■ **Aim of the task**
Tally the lines below that contain "with". The number is the whole answer.

■ **Stored data**
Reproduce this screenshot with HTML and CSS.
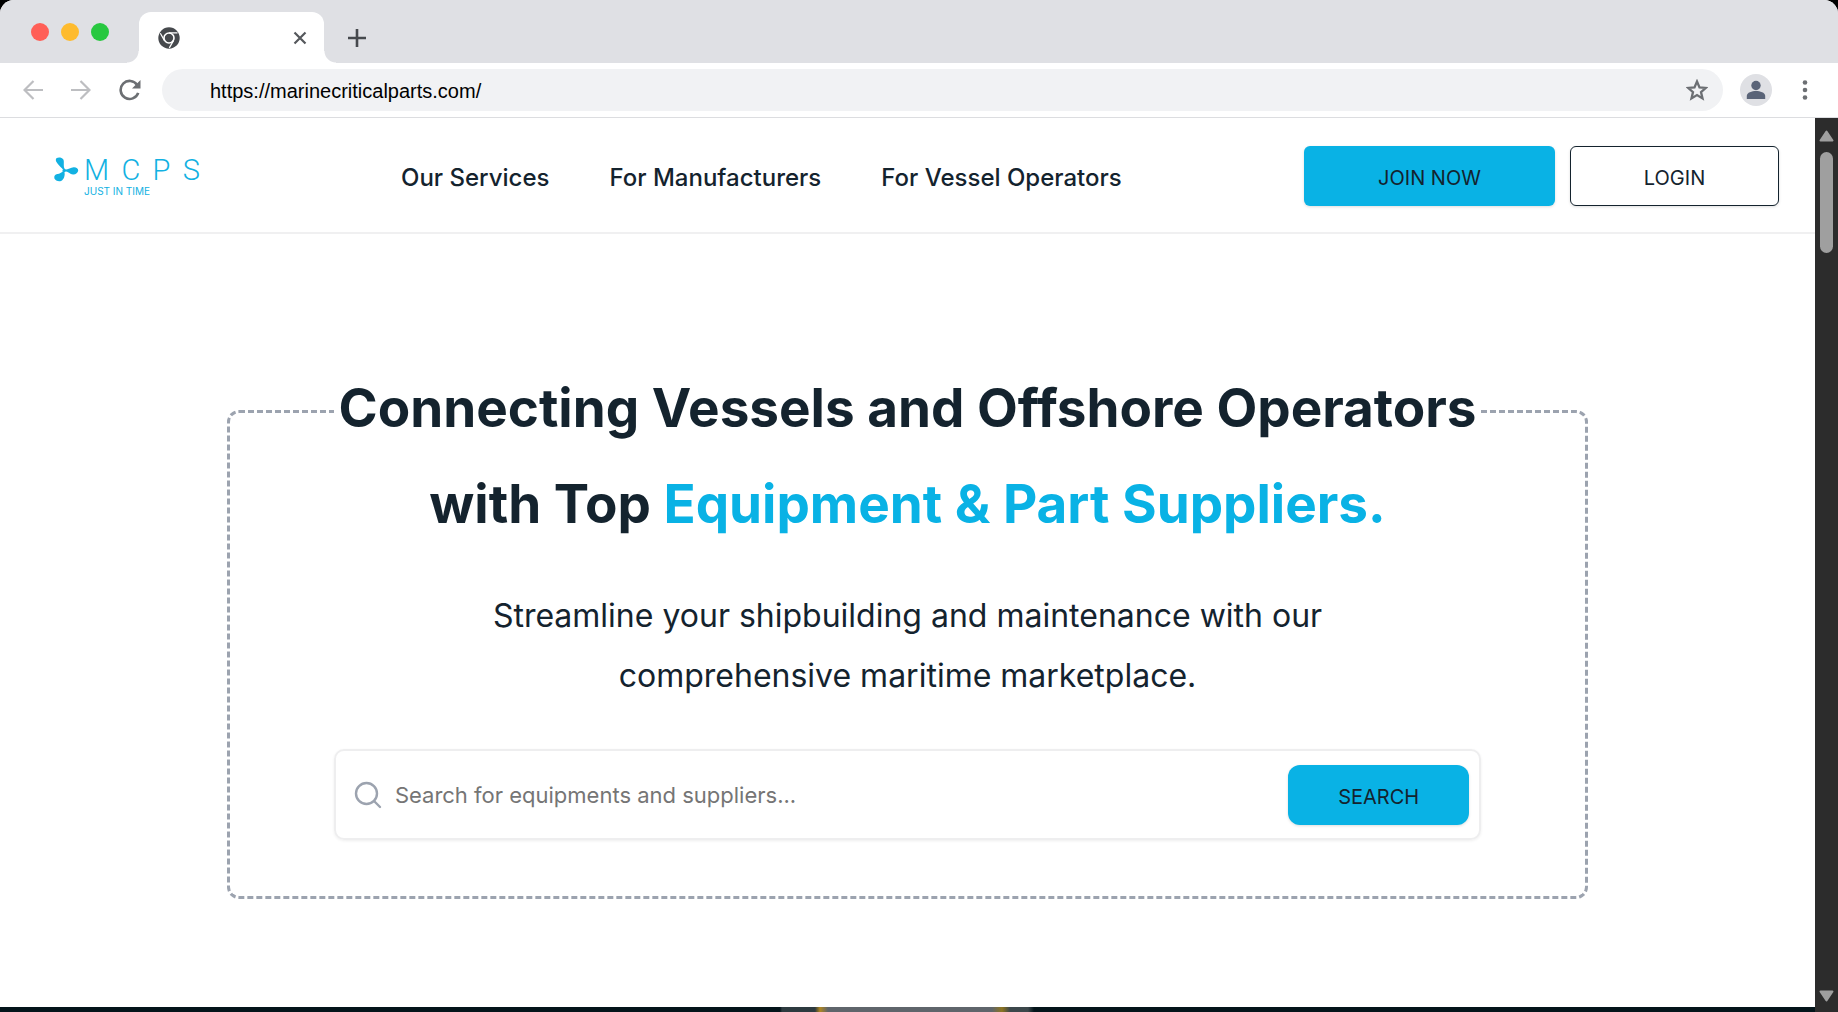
FILE: index.html
```html
<!DOCTYPE html>
<html lang="en">
<head>
<meta charset="utf-8">
<meta name="viewport" content="width=device-width, initial-scale=1">
<title>MCPS - Marine Critical Parts</title>
<link rel="stylesheet" href="styles.css">
</head>
<body>
<div class="window">
  <div class="tabstrip">
    <div class="lights"><span class="light red"></span><span class="light amber"></span><span class="light green"></span></div>
    <div class="tab">
      <svg width="22" height="22" viewBox="0 0 22 22" aria-hidden="true">
        <circle cx="11" cy="11" r="10.7" fill="#46494d"/>
        <circle cx="11" cy="11" r="5" fill="#46494d" stroke="#fff" stroke-width="1.6"/>
        <path d="M11 5.800h8.500M6.500 13.600L2.300 6.300M15.500 13.600L11.300 20.900" stroke="#fff" stroke-width="1.2" fill="none"/>
      </svg>
      <button class="icon-btn" aria-label="Close tab"><svg width="14" height="14" viewBox="0 0 14 14"><path d="M1.5 1.5l11 11M12.5 1.5l-11 11" stroke="#55585c" stroke-width="2.2"/></svg></button>
    </div>
    <button class="icon-btn new-tab" aria-label="New tab"><svg width="18" height="18" viewBox="0 0 18 18"><path d="M9 0v18M0 9h18" stroke="#46494d" stroke-width="2.6"/></svg></button>
  </div>
  <div class="toolbar">
    <div class="nav-buttons">
      <button class="icon-btn" aria-label="Back"><svg width="20" height="20" viewBox="0 0 20 20" fill="none" stroke="#bdbec1" stroke-width="2.2"><path d="M20 10H2M10.5 1L1.5 10l9 9"/></svg></button>
      <button class="icon-btn" aria-label="Forward"><svg width="20" height="20" viewBox="0 0 20 20" fill="none" stroke="#bdbec1" stroke-width="2.2"><path d="M0 10h18M9.500 1l9 9-9 9"/></svg></button>
      <button class="icon-btn" aria-label="Reload"><svg width="22" height="22" viewBox="0 0 22 22"><path d="M18.2 6A9 9 0 1 0 19.200 13.800" fill="none" stroke="#6c6f73" stroke-width="2.6"/><path d="M21.500 1v8.500H13z" fill="#6c6f73"/></svg></button>
    </div>
    <div class="address">
      <input class="url" type="text" aria-label="Address" value="https://marinecriticalparts.com/">
      <button class="icon-btn" aria-label="Bookmark"><svg width="22" height="22" viewBox="0 0 22 22"><path d="M11 2.500l2.500 5.900 6.400.5-4.900 4.200 1.500 6.300L11 16l-5.500 3.400L7 13.100 2.100 8.900l6.400-.5z" fill="none" stroke="#6c6f73" stroke-width="2.300"/></svg></button>
    </div>
    <button class="icon-btn avatar" aria-label="Profile"><svg width="20" height="20" viewBox="0 0 20 20" fill="#5a6478"><circle cx="10" cy="5.500" r="4.700"/><path d="M.8 19v-3.200C.8 12.500 6 11 10 11s9.200 1.500 9.200 4.800V19z"/></svg></button>
    <button class="icon-btn" aria-label="Menu"><svg width="6" height="22" viewBox="0 0 6 22" fill="#6c6f73"><circle cx="3" cy="3.500" r="2.300"/><circle cx="3" cy="11" r="2.300"/><circle cx="3" cy="18.500" r="2.300"/></svg></button>
  </div>
  <div class="viewport">
    <div class="page">
      <header class="site-header">
        <a class="logo" href="#" aria-label="MCPS Just in time">
          <svg width="26" height="30" viewBox="0 0 26 30" fill="#12b1e2" aria-hidden="true">
            <path d="M10 14.500C7.500 11.500 3 8 2.800 5 2.800 2.500 6 2.200 8.500 3c2.500.8 2.500 3.500 2.300 6-.1 2.300.2 3.800.9 5z"/>
            <path d="M12 14.700C15.500 14.600 18 12 21 12.200c2.500.2 4.300 1.600 4.200 3.300-.2 2.200-2.700 4.300-5.200 4-3-.4-5-3-8-3.300z"/>
            <path d="M11.300 16.800c1.200 3.200-.5 8.200-3.300 9.200-2.700.8-5.800-.5-6.600-2.500-.6-2.400.6-3.900 3-4.500 2.400-.5 4-1.200 5.500-2.800z"/>
            <circle cx="11.200" cy="15.500" r="1.700"/>
          </svg>
          <span class="logo-text"><span class="logo-name"><span>M</span><span>C</span><span>P</span><span>S</span></span><span class="logo-tag">JUST IN TIME</span></span>
        </a>
        <nav class="site-nav"><a href="#">Our Services</a><a href="#">For Manufacturers</a><a href="#">For Vessel Operators</a></nav>
        <div class="actions"><button class="btn join">JOIN NOW</button><button class="btn login">LOGIN</button></div>
      </header>
      <main class="hero">
        <section class="frame">
          <h1>Connecting Vessels and Offshore Operators<br>with Top <span class="accent">Equipment &amp; Part Suppliers.</span></h1>
          <p class="lead">Streamline your shipbuilding and maintenance with our<br>comprehensive maritime marketplace.</p>
          <form class="search">
            <svg width="28" height="28" viewBox="0 0 28 28" fill="none" stroke="#9ca3af" stroke-width="2.400" stroke-linecap="round" aria-hidden="true"><circle cx="12.500" cy="12.500" r="10.500"/><path d="M20.500 20.500l5.500 5.500"/></svg>
            <input class="query" type="text" aria-label="Search" placeholder="Search for equipments and suppliers...">
            <button class="btn search-btn" type="button">SEARCH</button>
          </form>
        </section>
      </main>
      <div class="banner"></div>
    </div>
    <div class="scrollbar" aria-hidden="true">
      <svg width="15" height="12" viewBox="0 0 15 12"><path d="M7.500 1.500L13.500 10.500h-12z" fill="#9f9f9f" stroke="#9f9f9f" stroke-width="2" stroke-linejoin="round"/></svg>
      <div class="thumb"></div>
      <svg width="15" height="12" viewBox="0 0 15 12"><path d="M7.500 10.500L13.500 1.500h-12z" fill="#9f9f9f" stroke="#9f9f9f" stroke-width="2" stroke-linejoin="round"/></svg>
    </div>
  </div>
</div>
</body>
</html>
```
FILE: styles.css
```css
* { box-sizing: border-box; }
body { margin: 0; background: #000; color: #14232e; font-family: Inter, "Noto Sans", sans-serif; }
button, input { font: inherit; color: inherit; border: 0; padding: 0; background: none; }
a { color: inherit; text-decoration: none; }
svg { display: block; flex: none; }
.icon-btn { display: grid; place-items: center; flex: none; }

.window { height: 100vh; display: flex; flex-direction: column; overflow: hidden; background: #fff; border-radius: 14px 14px 0 0; }

.tabstrip { height: 63px; flex: none; display: flex; align-items: flex-end; background: #dfe0e4; }
.lights { display: flex; gap: 12px; padding: 0 30px 22px 31px; }
.light { width: 18px; height: 18px; border-radius: 50%; }
.red { background: #ff5f57; }
.amber { background: #febb2e; }
.green { background: #28c840; }
.tab { position: relative; width: 185px; height: 51px; padding: 0 17px 0 19px; display: flex; align-items: center; justify-content: space-between; background: #fff; border-radius: 12px 12px 0 0; }
.tab::before, .tab::after { content: ""; position: absolute; bottom: 0; width: 12px; height: 12px; }
.tab::before { right: 100%; background: radial-gradient(circle at 0 0, #dfe0e4 11px, #fff 12px); }
.tab::after { left: 100%; background: radial-gradient(circle at 100% 0, #dfe0e4 11px, #fff 12px); }
.new-tab { height: 51px; margin-left: 24px; }

.toolbar { height: 55px; flex: none; display: flex; align-items: center; padding: 0 30px 0 23px; border-bottom: 1px solid #dcdde0; }
.nav-buttons { display: flex; align-items: center; gap: 28px; width: 139px; flex: none; }
.address { flex: 1; height: 42px; margin-right: 17px; padding: 0 15px 0 48px; display: flex; align-items: center; background: #f1f2f4; border-radius: 21px; }
.url { flex: 1; height: 42px; padding-top: 3px; font-family: "Liberation Sans", sans-serif; font-size: 20px; color: #000; }
.avatar { width: 32px; height: 32px; margin-right: 30px; border-radius: 50%; background: #dfe0e4; }

.viewport { flex: 1; min-height: 0; display: flex; }
.page { flex: 1; min-width: 0; display: flex; flex-direction: column; }
.scrollbar { width: 23px; flex: none; padding: 12px 0 10px; display: flex; flex-direction: column; align-items: center; background: #2c2c2c; }
.thumb { width: 13px; height: 101px; margin: 10px 0 auto; border-radius: 7px; background: #9f9f9f; }

.site-header { height: 116px; flex: none; display: flex; align-items: center; padding: 2px 36px 0 53px; border-bottom: 2px solid #f0f0f1; }
.logo { display: flex; gap: 5px; width: 348px; color: #12b1e2; }
.logo-text { display: flex; flex-direction: column; }
.logo-name { display: flex; justify-content: space-between; width: 116px; font: 300 29px/30px Roboto, sans-serif; }
.logo-tag { font-size: 10px; line-height: 12px; }
.site-nav { display: flex; gap: 60px; padding-top: 4px; font-size: 24px; font-weight: 500; line-height: 32px; white-space: nowrap; }
.actions { display: flex; gap: 15px; margin-left: auto; }
.btn { height: 60px; padding-top: 4px; border-radius: 6px; font-size: 20px; white-space: nowrap; box-shadow: 0 1px 3px #0002; }
.join { width: 251px; background: #09b2e5; }
.login { width: 209px; background: #fff; border: 1px solid #14232e; }

.hero { padding: 176px 0 108px; }
.frame { width: 75%; margin: 0 auto; padding: 0 104px 56px; border: 3px dashed #9ca3af; border-radius: 12px; }
h1 { margin: -53px 0 0; background: #fff; text-align: center; font-size: 53px; line-height: 96px; font-weight: 700; white-space: nowrap; }
.accent { color: #09b2e5; }
.lead { margin: 34px 0 43px; text-align: center; font-size: 32px; line-height: 60px; }
.search { height: 91px; display: flex; align-items: center; padding: 0 10px 0 18px; border: 2px solid #eeeeef; border-radius: 10px; box-shadow: 0 1px 3px #0001; }
.query { flex: 1; height: 60px; margin-left: 13px; font-size: 22px; }
.query::placeholder { color: #757575; opacity: 1; }
.search-btn { width: 181px; border-radius: 12px; background: #09b2e5; }

.banner { flex: 1; min-height: 5px; background: linear-gradient(90deg, transparent 780px, #2d3a3f 782px 815px, #b08620 820px, #5f656b 828px 992px, #8d7420 1002px, #3c474b 1010px 1028px, transparent 1034px) #04141a; }
```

■ **Full response**
3